5 Steve Nash
According to sources close to the Lakers, coach Brown regularly referred to future Hall of Famer Steve Nash as a “whacky Canuck,” and once, after Nash offered suggestions on how to fix their ailing offense, Brown said “I’ll call you when I need advice on ice hockey or maple syrup.”
4 Jack Nicholson
Everyone was talking about Kobe’s death stare, but shouldn’t we all consider that the piercing look of dissatisfaction burning through Jack Nicholson’s purple-tinted sunglasses from his courtside seats may have been what ended Brown’s career in LA? Many say that Lakers VP Jim Buss was hesitant to fire Brown because he was the one who made the decision to hire him, but isn’t it possible that Jack paid him a little visit in order to change his mind? We can’t be sure, but all we’re saying is that if Jack Nicholson happened to show up at Mr. Buss’ office, possibly dressed in a purple suit and donning clown makeup, and asked him if he “Ever danced with the devil in the pale moonlight?”, well, the decision might just have been made for him.
3 Dwight Howard
It’s no secret that the Lakers new center hasn’t exactly been a coach’s dream in the last few years, but what few have considered, is the possibility that Dwight Howard is actually now addicted to getting coaches fired. Once known as an amicable and fun-loving player, Howard has more recently become known for the drama that surrounded him in Orlando. It’s widely accepted that Dwight is the singular reason Stan Van Gundy was ousted as coach of the Magic, and now suddenly, just five games into his stint in LA, Mike Brown is gone. Is this purely a coincidence? Or has Dwight Howard become some sick, Highlander-esque killer who gets off on moving from town to town and adding a coach’s head to his mantle before he moves on?

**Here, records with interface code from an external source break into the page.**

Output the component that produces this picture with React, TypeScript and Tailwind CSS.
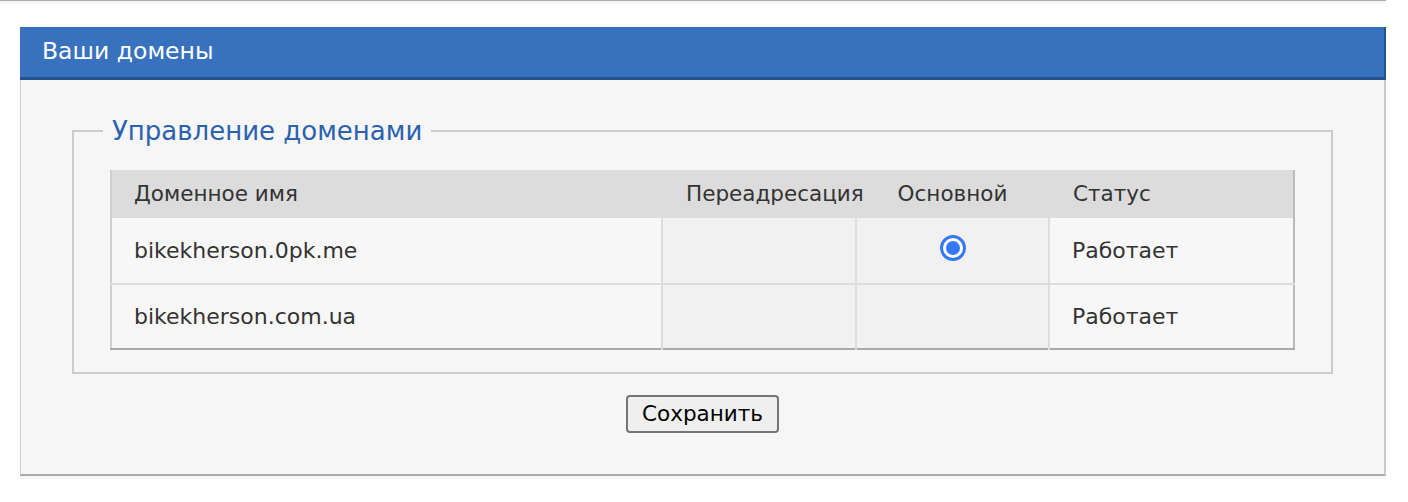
import React, { useState } from 'react';

const domains = [
  { name: 'bikekherson.0pk.me', status: 'Работает' },
  { name: 'bikekherson.com.ua', status: 'Работает' },
];

export default function App() {
  const [primary, setPrimary] = useState('bikekherson.0pk.me');

  return (
    <div className="min-h-[502px] bg-white font-['DejaVu_Sans',Verdana,sans-serif] text-[#333]">
      {/* bottom of the previous panel */}
      <div className="w-[1386px] h-[4px] border-t border-[#aaa] bg-[#f6f6f6]" />

      <div className="ml-[20px] mt-[23px] w-[1366px]">
        <div className="h-[53px] bg-[#3872be] border-b-[3px] border-r-2 border-[#24528f] pl-[22px] flex items-center text-white text-[23.5px]">
          Ваши домены
        </div>

        <div className="bg-[#f6f6f6] border-l border-r-2 border-b-2 border-l-[#ccc] border-r-[#ccc] border-b-[#aaa] px-[51px] pt-[36px] pb-[41px]">
          <fieldset className="border-2 border-[#ccc] px-[36px] pb-[22px] pt-[24px]">
            <legend className="-ml-[7px] px-[9px] text-[26px] leading-[30px] text-[#2b62ad]">
              Управление доменами
            </legend>

            <table className="w-full table-fixed border-collapse text-[22px] border-l-2 border-r-2 border-b-2 border-l-[#d0d0d0] border-r-[#bbb] border-b-[#aaa]">
              <colgroup>
                <col className="w-[551px]" />
                <col className="w-[194px]" />
                <col className="w-[193px]" />
                <col />
              </colgroup>
              <thead>
                <tr className="bg-[#dcdcdc] h-[48px] text-[21.5px]">
                  <th className="text-left font-normal pl-[22px] whitespace-nowrap">Доменное имя</th>
                  <th className="text-left font-normal pl-[24px] whitespace-nowrap overflow-visible">Переадресация</th>
                  <th className="text-center font-normal whitespace-nowrap">Основной</th>
                  <th className="text-left font-normal pl-[24px] whitespace-nowrap">Статус</th>
                </tr>
              </thead>
              <tbody>
                {domains.map((d, i) => (
                  <tr
                    key={d.name}
                    className={i === 0 ? 'h-[66px]' : 'h-[65px] border-t-2 border-[#dddddd]'}
                  >
                    <td className="bg-[#f7f7f7] pl-[22px]">{d.name}</td>
                    <td className="bg-[#f1f1f1] border-l-2 border-[#dddddd]" />
                    <td className="bg-[#f1f1f1] border-l-2 border-[#dddddd] text-center">
                      {primary === d.name && (
                        <button
                          type="button"
                          onClick={() => setPrimary(d.name)}
                          className="inline-flex items-center justify-center w-[26px] h-[26px] rounded-full border-[3px] border-[#3478f6] bg-white align-middle -mt-[8px]"
                        >
                          <span className="block w-[14px] h-[14px] rounded-full bg-[#3478f6]" />
                        </button>
                      )}
                    </td>
                    <td className="bg-[#f7f7f7] border-l-2 border-[#dddddd] pl-[22px]">{d.status}</td>
                  </tr>
                ))}
              </tbody>
            </table>
          </fieldset>

          <div className="flex justify-center mt-[21px]">
            <button
              type="button"
              className="h-[38px] px-[14px] bg-[#efefef] border-2 border-[#767676] rounded-[4px] text-black text-[21.5px] leading-none"
            >
              Сохранить
            </button>
          </div>
        </div>
        <div className="h-[3px] bg-[#f6f6f6]" />
      </div>
    </div>
  );
}
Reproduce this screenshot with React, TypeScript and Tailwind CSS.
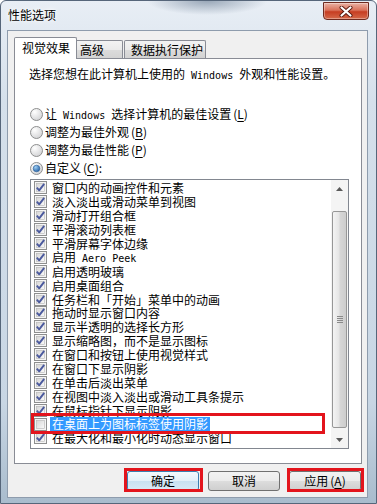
import React from "react";

const cjk = "font-['Noto_Sans_CJK_SC','Noto_Sans',sans-serif]";
const mono = "font-['DejaVu_Sans_Mono',monospace] text-[10px]";

function Key({ k }: { k: string }) {
  return (
    <span className="ml-[2px]">
      (<span className="underline underline-offset-2">{k}</span>)
    </span>
  );
}

function Radio({ on }: { on?: boolean }) {
  return (
    <svg width="13" height="13" viewBox="0 0 13 13" className="shrink-0">
      <defs>
        <radialGradient id="rbg" cx="0.35" cy="0.3" r="0.8">
          <stop offset="0" stopColor="#ffffff" />
          <stop offset="1" stopColor="#cfd0d2" />
        </radialGradient>
        <radialGradient id="rdot" cx="0.35" cy="0.3" r="0.8">
          <stop offset="0" stopColor="#9fd0f5" />
          <stop offset="1" stopColor="#1e5aa0" />
        </radialGradient>
      </defs>
      <circle cx="6.5" cy="6.5" r="6" fill="url(#rbg)" stroke="#8e8f8f" />
      {on && <circle cx="6.5" cy="6.5" r="3.3" fill="url(#rdot)" stroke="#2a5f99" strokeWidth="0.6" />}
    </svg>
  );
}

function Check({ on }: { on: boolean }) {
  return (
    <svg width="13" height="13" viewBox="0 0 13 13" className="shrink-0">
      <defs>
        <linearGradient id="cbg" x1="0" y1="0" x2="1" y2="1">
          <stop offset="0" stopColor="#d6d6d6" />
          <stop offset="1" stopColor="#fafafa" />
        </linearGradient>
      </defs>
      <rect x="0.5" y="0.5" width="12" height="12" fill="#f5f5f5" stroke="#8e8f8f" />
      <rect x="2.5" y="2.5" width="8" height="8" fill="url(#cbg)" stroke="#b4b4b4" strokeWidth="0.6" />
      {on && (
        <path d="M2.8 6.6 L5.2 9.3 L10.2 2.8" fill="none" stroke="#4b5a9e" strokeWidth="1.9" strokeLinejoin="round" />
      )}
    </svg>
  );
}

const items: { t: React.ReactNode; on: boolean; sel?: boolean }[] = [
  { t: "窗口内的动画控件和元素", on: true },
  { t: "淡入淡出或滑动菜单到视图", on: true },
  { t: "滑动打开组合框", on: true },
  { t: "平滑滚动列表框", on: true },
  { t: "平滑屏幕字体边缘", on: true },
  { t: <>启用<span className={mono}> Aero Peek</span></>, on: true },
  { t: "启用透明玻璃", on: true },
  { t: "启用桌面组合", on: true },
  { t: "任务栏和「开始」菜单中的动画", on: true },
  { t: "拖动时显示窗口内容", on: true },
  { t: "显示半透明的选择长方形", on: true },
  { t: "显示缩略图，而不是显示图标", on: true },
  { t: "在窗口和按钮上使用视觉样式", on: true },
  { t: "在窗口下显示阴影", on: true },
  { t: "在单击后淡出菜单", on: true },
  { t: "在视图中淡入淡出或滑动工具条提示", on: true },
  { t: "在鼠标指针下显示阴影", on: true },
  { t: "在桌面上为图标标签使用阴影", on: false, sel: true },
  { t: "在最大化和最小化时动态显示窗口", on: true },
];

function Button({ label, primary }: { label: React.ReactNode; primary?: boolean }) {
  return (
    <div
      className={
        primary
          ? "w-[72px] h-[20px] rounded-[3px] border border-[#3c7fb1] bg-[linear-gradient(#f4f9fd,#e3f0f9_50%,#c9e1f2_51%,#d9eaf6)] flex items-center justify-center text-[12px] text-black"
          : "w-[72px] h-[20px] rounded-[3px] border border-[#707070] bg-[linear-gradient(#f2f2f2,#ebebeb_50%,#dddddd_51%,#cfcfcf)] flex items-center justify-center text-[12px] text-black"
      }
    >
      {label}
    </div>
  );
}

export default function App() {
  return (
    <div
      className={`relative w-[377px] h-[504px] overflow-hidden flex flex-col rounded-t-[6px] border border-[#56667a] bg-[radial-gradient(ellipse_60px_14px_at_55%_0%,#9aa8b8,transparent),linear-gradient(#e8eef5,#d5e0eb_20%,#c8d6e4_80%,#a9bccd)] ${cjk}`}
    >
      {/* title bar */}
      <div className="h-[29px] shrink-0 flex items-start justify-between pl-[7px] pr-[7px]">
        <div className="mt-[6px] text-[12px] leading-[16px] text-black [text-shadow:0_0_6px_#ffffff,0_0_3px_#ffffff]">性能选项</div>
        <div className="mt-[1px] w-[46px] h-[18px] rounded-b-[4px] border border-[#6e2a1f] bg-[linear-gradient(#eab2a4,#d9715a_45%,#c63d22_55%,#d5694a)] flex items-center justify-center shadow-[inset_0_0_0_1px_rgba(255,255,255,0.35)]">
          <svg width="14" height="11" viewBox="0 0 14 11">
            <path d="M2.5 1.5 L11.5 9.5 M11.5 1.5 L2.5 9.5" stroke="#5a1a10" strokeWidth="4" strokeLinecap="round" />
            <path d="M2.5 1.5 L11.5 9.5 M11.5 1.5 L2.5 9.5" stroke="#ffffff" strokeWidth="2.2" strokeLinecap="round" />
          </svg>
        </div>
      </div>

      {/* client area */}
      <div className="ml-[6px] mr-[8px] mb-[5px] flex-1 bg-[#f0f0f0] border border-[#8e9cad] flex flex-col pl-[6px] pr-[6px] pt-[6px]">
        {/* tabs */}
        <div className="flex items-end h-[21px]">
          <div className="relative z-10 -mb-px w-[63px] h-[22px] bg-white border border-b-0 border-[#898c95] rounded-t-[2px] pl-[7px] pt-[3px] text-[12px] leading-[14px] text-black">
            视觉效果
          </div>
          <div className="w-[46px] h-[18px] border border-b-0 border-l-0 border-[#898c95] rounded-tr-[2px] bg-[linear-gradient(#f3f3f3,#ebebeb_50%,#dcdcdc_51%,#d3d3d3)] pl-[3px] pt-[2px] text-[12px] leading-[14px] text-black">
            高级
          </div>
          <div className="ml-[1px] w-[82px] h-[18px] border border-b-0 border-[#898c95] rounded-t-[2px] bg-[linear-gradient(#f3f3f3,#ebebeb_50%,#dcdcdc_51%,#d3d3d3)] pl-[6px] pt-[2px] text-[12px] leading-[14px] text-black">
            数据执行保护
          </div>
        </div>

        {/* panel */}
        <div className="h-[406px] w-[348px] bg-white border border-[#898c95] pl-[14px] pt-[8px] flex flex-col text-[12px] text-black">
          <div className="h-[14px] leading-[14px] whitespace-nowrap">
            选择您想在此计算机上使用的<span className={mono}> Windows </span>外观和性能设置。
          </div>

          <div className="mt-[24px] flex flex-col">
            <div className="h-[18px] flex items-center gap-[2px] ml-[1px]">
              <Radio />
              <span className="whitespace-nowrap">
                让<span className={mono}> Windows </span>选择计算机的最佳设置<Key k="L" />
              </span>
            </div>
            <div className="h-[18px] flex items-center gap-[2px] ml-[1px]">
              <Radio />
              <span>调整为最佳外观<Key k="B" /></span>
            </div>
            <div className="h-[18px] flex items-center gap-[2px] ml-[1px]">
              <Radio />
              <span>调整为最佳性能<Key k="P" /></span>
            </div>
            <div className="h-[18px] flex items-center gap-[2px] ml-[1px]">
              <Radio on />
              <span>自定义<Key k="C" />:</span>
            </div>
          </div>

          {/* list */}
          <div className="mt-[2px] ml-[1px] w-[319px] h-[270px] border border-[#828790] bg-white flex overflow-hidden">
            <div className="flex-1 pt-[1px] pl-[3px] flex flex-col overflow-hidden">
              {items.map((it, i) => (
                <div key={i} className="h-[13.9px] shrink-0 flex items-center whitespace-nowrap">
                  <Check on={it.on} />
                  {it.sel ? (
                    <span className="ml-[3px] px-[2px] h-[13.9px] leading-[13px] bg-[#3399ff] text-white">{it.t}</span>
                  ) : (
                    <span className="ml-[5px] leading-[13px]">{it.t}</span>
                  )}
                </div>
              ))}
            </div>
            {/* scrollbar */}
            <div className="w-[17px] shrink-0 bg-[#f4f4f4] flex flex-col items-center">
              <div className="h-[17px] w-full flex items-center justify-center">
                <svg width="7" height="4" viewBox="0 0 7 4">
                  <path d="M0 4 L3.5 0 L7 4 Z" fill="#595959" />
                </svg>
              </div>
              <div className="h-[14px]" />
              <div className="h-[217px] w-[15px] rounded-[2px] border border-[#979797] bg-[linear-gradient(90deg,#f4f4f4,#e6e6e6_45%,#d6d6d6_55%,#cdcdcd)] flex flex-col items-center justify-center gap-[1px]">
                <div className="w-[6px] h-px bg-[#8a8a8a]" />
                <div className="w-[6px] h-px bg-[#8a8a8a]" />
                <div className="w-[6px] h-px bg-[#8a8a8a]" />
                <div className="w-[6px] h-px bg-[#8a8a8a]" />
              </div>
              <div className="h-[3px]" />
              <div className="h-[17px] w-full flex items-center justify-center">
                <svg width="7" height="4" viewBox="0 0 7 4">
                  <path d="M0 0 L3.5 4 L7 0 Z" fill="#595959" />
                </svg>
              </div>
            </div>
          </div>
        </div>

        {/* buttons */}
        <div className="mt-[7px] flex justify-end gap-[9px]">
          <Button label="确定" primary />
          <Button label="取消" />
          <Button label={<>应用<Key k="A" /></>} />
        </div>
      </div>

      {/* red annotation boxes */}
      <div className="absolute left-[30px] top-[412px] w-[294px] h-[21px] border-[3px] border-[#e3141c]" />
      <div className="absolute left-[123px] top-[467px] w-[79px] h-[24px] border-[3px] border-[#e3141c]" />
      <div className="absolute left-[286px] top-[467px] w-[77px] h-[24px] border-[3px] border-[#e3141c]" />
    </div>
  );
}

Mike Brown’s 1-4 start ensured one thing; the Princeton offense got a whole lot of bad press. Brown’s implementation of the offense and the Lakers lack of wins had every news outlet mocking the sheer idea of it, and we have to imagine the people at Princeton were none too happy. A widely respected and powerful institution, Princeton could have very well leveraged some of their influence to run the coach out of LA. In fact, rumor has it that the morning he was fired, Mike Brown found himself living out a real life scene from “The Godfather Part II,” when he woke up to find the severed head of the Princeton Tiger in his bed.
1 Kobe Bryant
Kobe can claim innocence as much as he wants to, but the fact of the matter is that the look he gave Mike Brown from the bench, the one that has become widely known as the “Death Stare,” is the same look your girlfriend gives you after she catches you making eyes at “that slut at the mall massage kiosk.” Kobe Bryant was simply not happy with the Lakers performance under Mike Brown, and he shouldn’t have been, they were 1-4 for God’s sake! And as it usually works in the NBA, when your team comes out on the wrong side of a competition measured by how many points were scored by the players, the guy standing on the sidelines in a pressed suit is clearly to blame.
There you have it, the top five theories on why Mike Brown is currently jobless. Did we miss anything? Why not throw together a few theories of your own?